Supplied information
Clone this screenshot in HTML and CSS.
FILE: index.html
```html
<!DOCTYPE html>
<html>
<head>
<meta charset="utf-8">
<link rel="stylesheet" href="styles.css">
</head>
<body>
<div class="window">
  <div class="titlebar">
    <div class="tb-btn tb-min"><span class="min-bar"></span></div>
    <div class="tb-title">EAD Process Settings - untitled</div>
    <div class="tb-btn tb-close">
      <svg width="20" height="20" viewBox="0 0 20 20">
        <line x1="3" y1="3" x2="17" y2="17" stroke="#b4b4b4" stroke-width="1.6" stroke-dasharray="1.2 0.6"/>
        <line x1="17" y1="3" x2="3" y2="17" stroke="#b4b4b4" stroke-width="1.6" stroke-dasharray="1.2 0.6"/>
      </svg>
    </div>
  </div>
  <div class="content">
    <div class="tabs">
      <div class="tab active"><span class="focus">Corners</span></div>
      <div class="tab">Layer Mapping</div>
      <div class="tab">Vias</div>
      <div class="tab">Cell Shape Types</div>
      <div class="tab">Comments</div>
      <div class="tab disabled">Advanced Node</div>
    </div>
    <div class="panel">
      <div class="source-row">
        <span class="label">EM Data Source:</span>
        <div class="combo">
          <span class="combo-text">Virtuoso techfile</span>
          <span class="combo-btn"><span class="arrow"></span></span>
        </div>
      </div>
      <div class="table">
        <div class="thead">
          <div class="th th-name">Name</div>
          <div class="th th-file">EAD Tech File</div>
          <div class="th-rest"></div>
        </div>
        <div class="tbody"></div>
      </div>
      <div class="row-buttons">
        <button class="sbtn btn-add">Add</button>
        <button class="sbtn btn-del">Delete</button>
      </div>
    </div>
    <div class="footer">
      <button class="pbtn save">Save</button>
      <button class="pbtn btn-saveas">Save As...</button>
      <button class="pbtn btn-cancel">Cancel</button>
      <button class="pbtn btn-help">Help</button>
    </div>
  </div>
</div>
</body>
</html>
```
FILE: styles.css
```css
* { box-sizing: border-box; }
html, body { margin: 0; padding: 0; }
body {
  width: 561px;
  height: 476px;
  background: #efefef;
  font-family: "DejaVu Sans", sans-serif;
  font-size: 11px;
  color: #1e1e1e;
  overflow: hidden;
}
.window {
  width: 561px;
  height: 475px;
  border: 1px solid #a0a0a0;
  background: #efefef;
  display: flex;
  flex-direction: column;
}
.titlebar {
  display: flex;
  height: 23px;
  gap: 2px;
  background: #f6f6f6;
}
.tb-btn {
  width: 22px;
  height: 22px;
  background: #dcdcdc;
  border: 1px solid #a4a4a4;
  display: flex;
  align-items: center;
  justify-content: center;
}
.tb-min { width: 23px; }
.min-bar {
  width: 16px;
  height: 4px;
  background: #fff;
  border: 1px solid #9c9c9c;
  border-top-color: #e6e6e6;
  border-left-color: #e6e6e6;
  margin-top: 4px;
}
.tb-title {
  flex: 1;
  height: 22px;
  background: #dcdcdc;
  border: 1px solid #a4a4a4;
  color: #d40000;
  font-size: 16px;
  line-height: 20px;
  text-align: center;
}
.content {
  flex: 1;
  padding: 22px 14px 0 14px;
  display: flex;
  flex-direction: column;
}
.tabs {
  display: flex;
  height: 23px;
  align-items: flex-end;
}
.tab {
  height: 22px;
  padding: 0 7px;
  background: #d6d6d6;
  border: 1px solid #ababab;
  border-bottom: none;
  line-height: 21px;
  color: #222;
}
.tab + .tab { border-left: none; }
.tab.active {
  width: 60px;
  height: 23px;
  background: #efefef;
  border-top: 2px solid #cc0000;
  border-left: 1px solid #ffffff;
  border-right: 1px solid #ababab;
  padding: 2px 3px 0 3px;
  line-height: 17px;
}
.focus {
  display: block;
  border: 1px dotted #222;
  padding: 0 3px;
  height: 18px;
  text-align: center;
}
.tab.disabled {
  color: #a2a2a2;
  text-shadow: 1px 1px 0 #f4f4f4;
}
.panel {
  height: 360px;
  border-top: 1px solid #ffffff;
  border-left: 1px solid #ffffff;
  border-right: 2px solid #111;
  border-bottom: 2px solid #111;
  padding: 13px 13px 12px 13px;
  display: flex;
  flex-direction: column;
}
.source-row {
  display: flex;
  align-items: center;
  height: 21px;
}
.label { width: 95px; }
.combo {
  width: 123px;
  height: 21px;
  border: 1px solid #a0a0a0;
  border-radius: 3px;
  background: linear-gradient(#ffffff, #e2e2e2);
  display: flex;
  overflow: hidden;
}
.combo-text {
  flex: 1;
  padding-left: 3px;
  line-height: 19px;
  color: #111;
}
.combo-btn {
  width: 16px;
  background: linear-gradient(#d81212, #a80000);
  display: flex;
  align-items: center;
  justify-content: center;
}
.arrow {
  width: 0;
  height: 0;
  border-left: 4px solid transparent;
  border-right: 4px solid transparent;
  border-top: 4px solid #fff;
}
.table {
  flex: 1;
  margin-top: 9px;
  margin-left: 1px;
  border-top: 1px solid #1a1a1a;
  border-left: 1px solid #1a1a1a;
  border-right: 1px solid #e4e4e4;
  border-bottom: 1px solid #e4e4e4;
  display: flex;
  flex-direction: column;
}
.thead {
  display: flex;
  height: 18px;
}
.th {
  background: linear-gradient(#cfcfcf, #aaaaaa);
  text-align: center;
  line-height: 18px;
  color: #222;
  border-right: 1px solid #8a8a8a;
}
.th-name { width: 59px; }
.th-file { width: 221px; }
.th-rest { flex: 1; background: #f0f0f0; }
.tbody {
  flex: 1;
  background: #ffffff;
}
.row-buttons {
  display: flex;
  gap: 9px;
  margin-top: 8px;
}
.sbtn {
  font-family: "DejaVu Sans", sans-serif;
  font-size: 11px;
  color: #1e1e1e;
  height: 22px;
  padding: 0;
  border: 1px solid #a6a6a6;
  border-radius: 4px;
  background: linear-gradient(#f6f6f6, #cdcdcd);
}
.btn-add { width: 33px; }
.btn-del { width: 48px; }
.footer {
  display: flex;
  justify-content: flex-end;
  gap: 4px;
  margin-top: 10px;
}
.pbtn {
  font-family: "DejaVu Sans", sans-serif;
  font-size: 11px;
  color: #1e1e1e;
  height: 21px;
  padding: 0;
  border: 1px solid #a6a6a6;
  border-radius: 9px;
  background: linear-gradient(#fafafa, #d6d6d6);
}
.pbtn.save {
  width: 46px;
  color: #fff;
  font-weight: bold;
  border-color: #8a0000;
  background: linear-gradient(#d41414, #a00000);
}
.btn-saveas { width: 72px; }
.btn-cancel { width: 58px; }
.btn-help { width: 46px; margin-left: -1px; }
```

Stated exercise
Write the material out exactly, with nothing left out.

Task output
Clone this screenshot in HTML and CSS.
FILE: index.html
```html
<!DOCTYPE html>
<html>
<head>
<meta charset="utf-8">
<link rel="stylesheet" href="styles.css">
</head>
<body>
<div class="window">
  <div class="titlebar">
    <div class="tb-btn tb-min"><span class="min-bar"></span></div>
    <div class="tb-title">EAD Process Settings - untitled</div>
    <div class="tb-btn tb-close">
      <svg width="20" height="20" viewBox="0 0 20 20">
        <line x1="3" y1="3" x2="17" y2="17" stroke="#b4b4b4" stroke-width="1.6" stroke-dasharray="1.2 0.6"/>
        <line x1="17" y1="3" x2="3" y2="17" stroke="#b4b4b4" stroke-width="1.6" stroke-dasharray="1.2 0.6"/>
      </svg>
    </div>
  </div>
  <div class="content">
    <div class="tabs">
      <div class="tab active"><span class="focus">Corners</span></div>
      <div class="tab">Layer Mapping</div>
      <div class="tab">Vias</div>
      <div class="tab">Cell Shape Types</div>
      <div class="tab">Comments</div>
      <div class="tab disabled">Advanced Node</div>
    </div>
    <div class="panel">
      <div class="source-row">
        <span class="label">EM Data Source:</span>
        <div class="combo">
          <span class="combo-text">Virtuoso techfile</span>
          <span class="combo-btn"><span class="arrow"></span></span>
        </div>
      </div>
      <div class="table">
        <div class="thead">
          <div class="th th-name">Name</div>
          <div class="th th-file">EAD Tech File</div>
          <div class="th-rest"></div>
        </div>
        <div class="tbody"></div>
      </div>
      <div class="row-buttons">
        <button class="sbtn btn-add">Add</button>
        <button class="sbtn btn-del">Delete</button>
      </div>
    </div>
    <div class="footer">
      <button class="pbtn save">Save</button>
      <button class="pbtn btn-saveas">Save As...</button>
      <button class="pbtn btn-cancel">Cancel</button>
      <button class="pbtn btn-help">Help</button>
    </div>
  </div>
</div>
</body>
</html>
```
FILE: styles.css
```css
* { box-sizing: border-box; }
html, body { margin: 0; padding: 0; }
body {
  width: 561px;
  height: 476px;
  background: #efefef;
  font-family: "DejaVu Sans", sans-serif;
  font-size: 11px;
  color: #1e1e1e;
  overflow: hidden;
}
.window {
  width: 561px;
  height: 475px;
  border: 1px solid #a0a0a0;
  background: #efefef;
  display: flex;
  flex-direction: column;
}
.titlebar {
  display: flex;
  height: 23px;
  gap: 2px;
  background: #f6f6f6;
}
.tb-btn {
  width: 22px;
  height: 22px;
  background: #dcdcdc;
  border: 1px solid #a4a4a4;
  display: flex;
  align-items: center;
  justify-content: center;
}
.tb-min { width: 23px; }
.min-bar {
  width: 16px;
  height: 4px;
  background: #fff;
  border: 1px solid #9c9c9c;
  border-top-color: #e6e6e6;
  border-left-color: #e6e6e6;
  margin-top: 4px;
}
.tb-title {
  flex: 1;
  height: 22px;
  background: #dcdcdc;
  border: 1px solid #a4a4a4;
  color: #d40000;
  font-size: 16px;
  line-height: 20px;
  text-align: center;
}
.content {
  flex: 1;
  padding: 22px 14px 0 14px;
  display: flex;
  flex-direction: column;
}
.tabs {
  display: flex;
  height: 23px;
  align-items: flex-end;
}
.tab {
  height: 22px;
  padding: 0 7px;
  background: #d6d6d6;
  border: 1px solid #ababab;
  border-bottom: none;
  line-height: 21px;
  color: #222;
}
.tab + .tab { border-left: none; }
.tab.active {
  width: 60px;
  height: 23px;
  background: #efefef;
  border-top: 2px solid #cc0000;
  border-left: 1px solid #ffffff;
  border-right: 1px solid #ababab;
  padding: 2px 3px 0 3px;
  line-height: 17px;
}
.focus {
  display: block;
  border: 1px dotted #222;
  padding: 0 3px;
  height: 18px;
  text-align: center;
}
.tab.disabled {
  color: #a2a2a2;
  text-shadow: 1px 1px 0 #f4f4f4;
}
.panel {
  height: 360px;
  border-top: 1px solid #ffffff;
  border-left: 1px solid #ffffff;
  border-right: 2px solid #111;
  border-bottom: 2px solid #111;
  padding: 13px 13px 12px 13px;
  display: flex;
  flex-direction: column;
}
.source-row {
  display: flex;
  align-items: center;
  height: 21px;
}
.label { width: 95px; }
.combo {
  width: 123px;
  height: 21px;
  border: 1px solid #a0a0a0;
  border-radius: 3px;
  background: linear-gradient(#ffffff, #e2e2e2);
  display: flex;
  overflow: hidden;
}
.combo-text {
  flex: 1;
  padding-left: 3px;
  line-height: 19px;
  color: #111;
}
.combo-btn {
  width: 16px;
  background: linear-gradient(#d81212, #a80000);
  display: flex;
  align-items: center;
  justify-content: center;
}
.arrow {
  width: 0;
  height: 0;
  border-left: 4px solid transparent;
  border-right: 4px solid transparent;
  border-top: 4px solid #fff;
}
.table {
  flex: 1;
  margin-top: 9px;
  margin-left: 1px;
  border-top: 1px solid #1a1a1a;
  border-left: 1px solid #1a1a1a;
  border-right: 1px solid #e4e4e4;
  border-bottom: 1px solid #e4e4e4;
  display: flex;
  flex-direction: column;
}
.thead {
  display: flex;
  height: 18px;
}
.th {
  background: linear-gradient(#cfcfcf, #aaaaaa);
  text-align: center;
  line-height: 18px;
  color: #222;
  border-right: 1px solid #8a8a8a;
}
.th-name { width: 59px; }
.th-file { width: 221px; }
.th-rest { flex: 1; background: #f0f0f0; }
.tbody {
  flex: 1;
  background: #ffffff;
}
.row-buttons {
  display: flex;
  gap: 9px;
  margin-top: 8px;
}
.sbtn {
  font-family: "DejaVu Sans", sans-serif;
  font-size: 11px;
  color: #1e1e1e;
  height: 22px;
  padding: 0;
  border: 1px solid #a6a6a6;
  border-radius: 4px;
  background: linear-gradient(#f6f6f6, #cdcdcd);
}
.btn-add { width: 33px; }
.btn-del { width: 48px; }
.footer {
  display: flex;
  justify-content: flex-end;
  gap: 4px;
  margin-top: 10px;
}
.pbtn {
  font-family: "DejaVu Sans", sans-serif;
  font-size: 11px;
  color: #1e1e1e;
  height: 21px;
  padding: 0;
  border: 1px solid #a6a6a6;
  border-radius: 9px;
  background: linear-gradient(#fafafa, #d6d6d6);
}
.pbtn.save {
  width: 46px;
  color: #fff;
  font-weight: bold;
  border-color: #8a0000;
  background: linear-gradient(#d41414, #a00000);
}
.btn-saveas { width: 72px; }
.btn-cancel { width: 58px; }
.btn-help { width: 46px; margin-left: -1px; }
```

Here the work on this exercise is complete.